Some ballot issues are no-brainers, others like these three, have me wide-eyed staring at the ceiling as my midnight ponderings race through my head.
I’ve come one step closer to voting for casino gambling, but I’m not quite there yet.
I voted against the 2008 ballot issue which called for only one casino in Wilmington. This new proposal, Issue 3, is better. It calls for casinos in Toledo, Cincinnati, Cleveland and Columbus, locations that are Ohio’s best bet to reduce the amount of Ohio money being spent in casinos in Detroit, Windsor, Indiana and Pennsylvania.
By building close to our borders we can also reap more out-of-state dollars.
So, what’s wrong with Issue 3?
First, once again, it’s a constitutional amendment, not appropriate for a measure that will give two businesses exclusive rights to control gambling.
Two, it is weighed heavily in favor of the owners and there are no guarantees that a Toledo casino would be built.

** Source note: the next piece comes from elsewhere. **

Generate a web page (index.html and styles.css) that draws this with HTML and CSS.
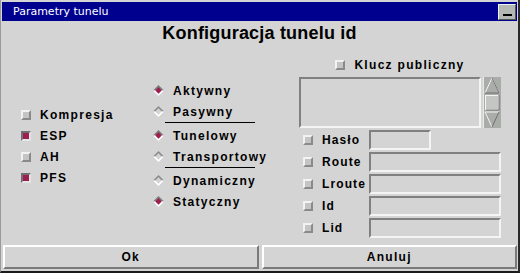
FILE: index.html
```html
<!DOCTYPE html>
<html lang="pl">
<head>
<meta charset="utf-8">
<title>Parametry tunelu</title>
<link rel="stylesheet" href="styles.css">
</head>
<body>
<div class="window">
  <div class="titlebar">
    <span class="title">Parametry tunelu</span>
    <span class="minbtn"><span class="dash"></span></span>
  </div>
  <h1 class="heading">Konfiguracja tunelu id</h1>
  <div class="main">
    <div class="col col-left">
      <div class="row"><span class="cb"></span><span class="lbl">Kompresja</span></div>
      <div class="row"><span class="cb on"></span><span class="lbl">ESP</span></div>
      <div class="row"><span class="cb"></span><span class="lbl">AH</span></div>
      <div class="row"><span class="cb on"></span><span class="lbl">PFS</span></div>
    </div>
    <div class="col col-mid">
      <div class="row"><svg class="rd" viewBox="0 0 11 11"><polygon points="5.5,0 11,5.5 0,5.5" fill="#7a7a7a"/><polygon points="0,5.5 11,5.5 5.5,11" fill="#ffffff"/><polygon points="5.5,2.3 8.7,5.5 5.5,8.7 2.3,5.5" fill="#9e1e50"/></svg><span class="lbl">Aktywny</span></div>
      <div class="row"><svg class="rd" viewBox="0 0 11 11"><polygon points="5.5,0 11,5.5 0,5.5" fill="#8c8c8c"/><polygon points="0,5.5 11,5.5 5.5,11" fill="#ffffff"/><polygon points="5.5,2.3 8.7,5.5 5.5,8.7 2.3,5.5" fill="#d4d4d4"/></svg><span class="lbl">Pasywny</span></div>
      <div class="sep"></div>
      <div class="row"><svg class="rd" viewBox="0 0 11 11"><polygon points="5.5,0 11,5.5 0,5.5" fill="#7a7a7a"/><polygon points="0,5.5 11,5.5 5.5,11" fill="#ffffff"/><polygon points="5.5,2.3 8.7,5.5 5.5,8.7 2.3,5.5" fill="#9e1e50"/></svg><span class="lbl">Tunelowy</span></div>
      <div class="row"><svg class="rd" viewBox="0 0 11 11"><polygon points="5.5,0 11,5.5 0,5.5" fill="#8c8c8c"/><polygon points="0,5.5 11,5.5 5.5,11" fill="#ffffff"/><polygon points="5.5,2.3 8.7,5.5 5.5,8.7 2.3,5.5" fill="#d4d4d4"/></svg><span class="lbl">Transportowy</span></div>
      <div class="sep"></div>
      <div class="row"><svg class="rd" viewBox="0 0 11 11"><polygon points="5.5,0 11,5.5 0,5.5" fill="#8c8c8c"/><polygon points="0,5.5 11,5.5 5.5,11" fill="#ffffff"/><polygon points="5.5,2.3 8.7,5.5 5.5,8.7 2.3,5.5" fill="#d4d4d4"/></svg><span class="lbl">Dynamiczny</span></div>
      <div class="row"><svg class="rd" viewBox="0 0 11 11"><polygon points="5.5,0 11,5.5 0,5.5" fill="#7a7a7a"/><polygon points="0,5.5 11,5.5 5.5,11" fill="#ffffff"/><polygon points="5.5,2.3 8.7,5.5 5.5,8.7 2.3,5.5" fill="#9e1e50"/></svg><span class="lbl">Statyczny</span></div>
    </div>
    <div class="col col-right">
      <div class="keyrow"><span class="cb"></span><span class="lbl">Klucz publiczny</span></div>
      <div class="textrow">
        <div class="textarea"></div>
        <svg class="scroll" viewBox="0 0 18 51">
          <rect x="0" y="0" width="18" height="51" fill="#a9aca9"/>
          <line x1="0.5" y1="0" x2="0.5" y2="51" stroke="#e8e8e8"/>
          <polyline points="2,16 9,1 16,16" fill="none" stroke="#f4f4f4" stroke-width="1"/>
          <line x1="9" y1="1" x2="16" y2="16" stroke="#707070"/>
          <line x1="2" y1="16" x2="16" y2="16" stroke="#707070"/>
          <rect x="2.5" y="18.5" width="13" height="14" fill="#c4c6c4" stroke="#f4f4f4"/>
          <polyline points="3,33 16,33 16,18" fill="none" stroke="#707070"/>
          <polyline points="2,35 16,35" fill="none" stroke="#f4f4f4"/>
          <polyline points="2,35 9,50" fill="none" stroke="#f4f4f4"/>
          <line x1="16" y1="35" x2="9" y2="50" stroke="#707070"/>
        </svg>
      </div>
      <div class="frow"><span class="cb"></span><span class="flbl">Hasło</span><span class="input short"></span></div>
      <div class="frow"><span class="cb"></span><span class="flbl">Route</span><span class="input"></span></div>
      <div class="frow"><span class="cb"></span><span class="flbl">Lroute</span><span class="input"></span></div>
      <div class="frow"><span class="cb"></span><span class="flbl">Id</span><span class="input"></span></div>
      <div class="frow"><span class="cb"></span><span class="flbl">Lid</span><span class="input"></span></div>
    </div>
  </div>
  <div class="buttons">
    <button class="btn">Ok</button>
    <button class="btn">Anuluj</button>
  </div>
</div>
</body>
</html>
```
FILE: styles.css
```css
html, body {
  margin: 0;
  padding: 0;
  background: #d4d4d4;
}
.window {
  width: 520px;
  height: 273px;
  box-sizing: border-box;
  background: #d4d4d4;
  border-left: 1px solid #9a9a9a;
  border-right: 2px solid #2a2a2a;
  border-bottom: 2px solid #1a1a1a;
  padding: 2px 1px 0 1px;
  display: flex;
  flex-direction: column;
  font-family: "Liberation Sans", Arial, sans-serif;
}
.titlebar {
  height: 19px;
  background: #00008f;
  display: flex;
  align-items: center;
  justify-content: space-between;
  padding-left: 11px;
  box-sizing: border-box;
}
.title {
  color: #ffffff;
  font-family: "DejaVu Sans", sans-serif;
  font-size: 11px;
  line-height: 19px;
}
.minbtn {
  width: 18px;
  height: 16px;
  box-sizing: border-box;
  margin-right: 1px;
  background: #b4b8b4;
  border-top: 1px solid #f0f0f0;
  border-left: 1px solid #f0f0f0;
  border-right: 1px solid #555555;
  border-bottom: 1px solid #555555;
  display: flex;
  align-items: flex-end;
  justify-content: center;
  padding-bottom: 3px;
}
.dash {
  width: 9px;
  height: 2px;
  background: #000;
}
.heading {
  margin: 0;
  height: 23px;
  box-sizing: border-box;
  padding-top: 2px;
  font-size: 18px;
  line-height: 21px;
  font-weight: bold;
  letter-spacing: 0.2px;
  text-align: center;
  color: #000;
}
.main {
  height: 201px;
  display: flex;
  padding-left: 19px;
}
.col {
  display: flex;
  flex-direction: column;
}
.col-left {
  width: 132px;
  padding-top: 60px;
}
.col-mid {
  width: 146px;
  padding-top: 36px;
}
.col-right {
  width: 202px;
  padding-top: 11px;
}
.row {
  height: 21px;
  display: flex;
  align-items: center;
}
.lbl, .flbl, .btn {
  font-family: "Liberation Sans", Arial, sans-serif;
  font-weight: bold;
  font-size: 12px;
  letter-spacing: 1.3px;
  color: #000;
}
.cb {
  width: 10px;
  height: 10px;
  box-sizing: border-box;
  flex: none;
  background: #c4c4c4;
  border-top: 2px solid #f2f2f2;
  border-left: 2px solid #f2f2f2;
  border-right: 2px solid #8a8a8a;
  border-bottom: 2px solid #8a8a8a;
  margin-right: 9px;
}
.cb.on {
  background: #9e1e50;
  border-top-color: #707070;
  border-left-color: #707070;
  border-right-color: #e4e4e4;
  border-bottom-color: #e4e4e4;
}
.rd {
  width: 11px;
  height: 11px;
  flex: none;
  margin-right: 9px;
}
.sep {
  width: 90px;
  height: 1px;
  background: #000;
  margin: 0 0 2px 12px;
}
.keyrow {
  height: 20px;
  margin-bottom: 2px;
  display: flex;
  align-items: center;
  justify-content: center;
}
.textrow {
  height: 51px;
  margin-bottom: 2px;
  display: flex;
  gap: 2px;
}
.textarea {
  width: 182px;
  height: 51px;
  box-sizing: border-box;
  border-top: 2px solid #808080;
  border-left: 2px solid #808080;
  border-right: 2px solid #f4f4f4;
  border-bottom: 2px solid #f4f4f4;
}
.scroll {
  width: 18px;
  height: 51px;
  display: block;
}
.frow {
  height: 20px;
  margin-bottom: 2px;
  display: flex;
  align-items: center;
  padding-left: 4px;
}
.flbl {
  width: 47px;
  flex: none;
  letter-spacing: 1.1px;
}
.input {
  width: 132px;
  height: 20px;
  box-sizing: border-box;
  border-top: 2px solid #808080;
  border-left: 2px solid #808080;
  border-right: 2px solid #f4f4f4;
  border-bottom: 2px solid #f4f4f4;
}
.input.short {
  width: 62px;
}
.buttons {
  height: 24px;
  display: flex;
  gap: 3px;
  padding-left: 1px;
  margin-bottom: 2px;
}
.btn {
  flex: 1;
  height: 24px;
  margin: 0;
  padding: 0;
  background: #d4d4d4;
  border-top: 2px solid #ffffff;
  border-left: 2px solid #ffffff;
  border-right: 2px solid #7a7a7a;
  border-bottom: 2px solid #7a7a7a;
  border-radius: 0;
  text-align: center;
}
```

The issue also calls for a one-time $50 million license fee and a 33 percent tax rate. In some states, the license fee is between $300 to $500 and the tax rate is higher, according to some experts.
Here’s what I would like to see: An issue that would call for casino owners to bid for license fees and tax revenue. This approach would increase revenue, which should then be shared by the state, local government and the schools.
Toledo Mayoral race
The city struggling with a budget deficit is fortunate to have two strong candidates running for mayor. Both Keith Wilkowski and Mike Bell are consensus builders and will be able to work better with Toledo City Council than the current mayor, who is both strong-minded and abrasive.
Both candidates are qualified. Wilkowski has served as president of the Toledo Public Schools board of education, as a Lucas County Commissioner and as the city’s law director. He knows the problems the city faces, he knows politics and he is the endorsed Democrat.
Bell, an Independent, has more than 19 years executive experience as Toledo Fire Chief and Ohio’s Fire Marshall.
The difference between the two was evident in the recent debate sponsored by this paper and the East Toledo Club. Wilkowski has a number of great ideas. He wants to capitalize on Toledo’s manufacturing expertise and the University of Toledo’s research acumen in solar and wind research to create “Green Collar Jobs” jobs. He also wants Toledo to become a leader in the use of alternative energy. He would offer tax credits for homeowners who invest in alternative energy and build a solar field at the Dura Landfill to generate energy for the city.
The ideas are worth pursuing, however, a recent U.S. Census Bureau report put Toledo in a list of the nation’s top ten poorest cities. The city’s greatest need for the foreseeable future is to balance the budget and learn to live with less revenue. This is what Bell called a “reality check.” So, the question becomes, who is best suited to work with council and the city unions to balance the budget, keep residents safe and provide services?
If I were voting in Toledo, I’d choose Bell. Not only, because of his background, but also because of this statement he made at the debate, “For too long, you’ve had career politicians who tell you what you want to hear because they are worried about being elected. I can be real with you. I can tell you the truth and I’m not worried about being re-elected.”
That could be what Toledo needs at this time.
State Issue 2
Did you know on some farms pregnant pigs are confined to two-foot-wide cages which only allows them room to stand motionless or lie down? Or, that hens are confined their entire lives in a space no larger than the size of a magazine? Or, that veal calves are kept chained in crates too small to allow them to take more than one step?
Those are claims made by the Toledo Humane Society in a recent edition of The Blade. The author, John Dinon, executive director of the humane society, is urging a no vote on Issue 2. The constitutional amendment would create the Ohio Livestock Care Standards Board, a board comprised of 13 Ohioans including the director of the Ohio Department of Agriculture, three family farmers, two veterinarians, a representative of the humane society, a food expert and two members representing Ohio consumers. The board would set standards for livestock and poultry care.
Supporters of Issue 2 claim this measure is needed to pre-empt the Humane Society of the United States from placing its own constitutional amendment proposal of its own which would be more onerous on farmers while increasing the cost of food and destroying jobs.
I’ll vote no. I don’t think another bureaucratic board will make any significant difference in the lives of farm animals. I’ll also vote no if a tougher proposal comes from the humane society next year, which is expected.
Here’s what I’d like to see—a bill that mandates labels on meat and poultry. Define “humane” care of farm animals and let the consumer decide.
Each trip I take up to northern Michigan, I drive past veal calves confined in huts where they can do nothing but lay down. This is their existence. I would pay more for food from farmers who allow their animals to be animals, not just factory food.
Consumers support Chipotle Grill in part because the company refuses to buy pork from producers who use gestation crates. I bet some consumers would pay more if assured their meat and poultry came from farmers who allow their animals a little more life.